It’s been a while since I’ve written about food on this blog. Continue reading
sweets
Stephen Eats Weird(ish) Japan: Special Valentine’s Day Edition!
It’s another stormy, cold day in Mito, which of course means I’m spending all my time indoors. Additionally, it happens to be Valentine’s Day, something which I usually just ignore. But fret not, the conditions were perfect for a special Valentine’s Day Edition of Stephen Eats Weird(ish) Japan. Dashing into my nearest convenience store (pretty sure I deserve some sort of frequent buyer discount considering all the stuff I buy from them), I scoured the sweets aisle for something interesting to eat that is also somewhat related to the choclatiest holiday of the year and found these two beauts.
Two different kinds of chocolate with alcohol contained inside them without any sort of marker denoting that fact (in other words, “Hey kids, wanna get drunk?”). I’m pretty sure Americans would lose their poo if that were the case in US convenience stores. One caveat/ potential kid deterrent is the price point. At 300 yen, the chocolates cost roughly 200 yen (2 dollars) more than your typical bar of convenience store chocolate, probably because of the booze, though you couldn’t tell from the taste.
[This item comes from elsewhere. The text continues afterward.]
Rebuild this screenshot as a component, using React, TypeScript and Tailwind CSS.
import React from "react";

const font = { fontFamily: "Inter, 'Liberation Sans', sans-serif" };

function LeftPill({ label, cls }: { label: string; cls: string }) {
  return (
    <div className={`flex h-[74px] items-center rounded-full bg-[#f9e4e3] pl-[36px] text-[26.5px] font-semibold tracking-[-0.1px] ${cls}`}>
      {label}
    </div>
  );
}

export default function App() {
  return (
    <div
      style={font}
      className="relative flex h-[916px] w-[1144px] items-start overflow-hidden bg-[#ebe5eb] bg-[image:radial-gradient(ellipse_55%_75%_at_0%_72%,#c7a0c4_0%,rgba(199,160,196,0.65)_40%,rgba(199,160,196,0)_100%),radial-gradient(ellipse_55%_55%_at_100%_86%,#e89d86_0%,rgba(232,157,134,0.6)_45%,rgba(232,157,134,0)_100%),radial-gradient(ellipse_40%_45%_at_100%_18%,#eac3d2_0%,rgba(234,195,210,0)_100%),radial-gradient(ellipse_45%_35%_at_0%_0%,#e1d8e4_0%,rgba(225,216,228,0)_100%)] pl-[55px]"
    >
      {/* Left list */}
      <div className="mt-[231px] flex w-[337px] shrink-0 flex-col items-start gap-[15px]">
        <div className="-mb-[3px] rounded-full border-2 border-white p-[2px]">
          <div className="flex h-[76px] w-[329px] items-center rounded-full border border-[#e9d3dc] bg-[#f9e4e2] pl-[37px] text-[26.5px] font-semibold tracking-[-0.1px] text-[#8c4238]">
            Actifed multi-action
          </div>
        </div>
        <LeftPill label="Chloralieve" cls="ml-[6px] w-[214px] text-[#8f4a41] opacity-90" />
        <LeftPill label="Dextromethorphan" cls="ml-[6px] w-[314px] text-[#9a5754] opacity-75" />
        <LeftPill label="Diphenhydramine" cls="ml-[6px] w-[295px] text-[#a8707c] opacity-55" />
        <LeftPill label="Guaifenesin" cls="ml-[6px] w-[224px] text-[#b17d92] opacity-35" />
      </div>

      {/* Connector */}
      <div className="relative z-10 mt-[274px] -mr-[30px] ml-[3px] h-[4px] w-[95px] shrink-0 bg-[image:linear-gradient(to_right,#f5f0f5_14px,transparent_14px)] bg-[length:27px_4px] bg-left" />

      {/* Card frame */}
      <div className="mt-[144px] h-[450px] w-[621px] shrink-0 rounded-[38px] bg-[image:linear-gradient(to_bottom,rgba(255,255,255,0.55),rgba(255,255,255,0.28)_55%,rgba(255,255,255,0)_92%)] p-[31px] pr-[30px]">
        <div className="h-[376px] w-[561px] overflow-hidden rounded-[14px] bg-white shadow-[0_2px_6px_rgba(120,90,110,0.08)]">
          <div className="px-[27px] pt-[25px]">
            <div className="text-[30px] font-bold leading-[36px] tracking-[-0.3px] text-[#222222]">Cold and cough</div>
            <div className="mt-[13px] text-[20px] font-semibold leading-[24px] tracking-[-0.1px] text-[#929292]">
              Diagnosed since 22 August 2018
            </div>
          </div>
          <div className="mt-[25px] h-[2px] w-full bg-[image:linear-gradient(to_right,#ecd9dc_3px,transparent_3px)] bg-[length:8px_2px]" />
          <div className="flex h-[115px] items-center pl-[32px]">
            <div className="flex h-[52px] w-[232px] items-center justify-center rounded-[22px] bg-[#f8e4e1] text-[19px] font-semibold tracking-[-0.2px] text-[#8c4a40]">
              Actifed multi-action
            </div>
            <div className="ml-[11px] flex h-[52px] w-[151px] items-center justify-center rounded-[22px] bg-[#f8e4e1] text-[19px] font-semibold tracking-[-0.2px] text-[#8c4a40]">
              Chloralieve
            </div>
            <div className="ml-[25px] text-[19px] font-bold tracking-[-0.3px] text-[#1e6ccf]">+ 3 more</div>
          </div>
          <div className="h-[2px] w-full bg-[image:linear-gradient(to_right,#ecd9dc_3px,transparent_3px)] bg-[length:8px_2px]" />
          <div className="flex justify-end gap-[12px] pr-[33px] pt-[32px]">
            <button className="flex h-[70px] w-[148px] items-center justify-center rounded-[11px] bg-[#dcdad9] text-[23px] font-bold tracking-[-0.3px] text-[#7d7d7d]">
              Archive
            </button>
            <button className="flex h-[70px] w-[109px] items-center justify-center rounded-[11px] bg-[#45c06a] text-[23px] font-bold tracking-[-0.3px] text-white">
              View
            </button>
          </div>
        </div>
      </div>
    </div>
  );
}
So in order to make the video taste test more palatable (pun intended) for the casual Youtube viewer, I have split the Valentine’s Special into two exciting parts.
In the first part, I test out the Rummy chocolate, containing, you guessed it, rum soaked raisins in a relatively normal bar of chocolate. Sounds alright right? Watch to see what I thought of it:
Then, in the second part, I tried out the green Bacchus bar, containing what was supposedly cognac but really tasted more like rubbing alcohol mixed with hand sanitizer. The chocolate itself was alright if not more heat resistant than normal chocolate in order to keep the liquid alcohol encased inside.
So overall, the Rummy beat out the Bacchus in the booze chocolate Olympics. If you’re in Japan and in a relationship with an alcoholic, you finally have a chocolate to get him. Then again, Valentine’s Day is over in half an hour so you should probably get right on that or just buy some to give next year. If you want to tell your significant other you’re breaking up with him or her, then the Bacchus chocolate is for you. Nothing says “This relationship is over” more than chocolate with rubbing alcohol inside it. That said, I can’t seem to stop eating it even though it’s probably burning a hole in my stomach.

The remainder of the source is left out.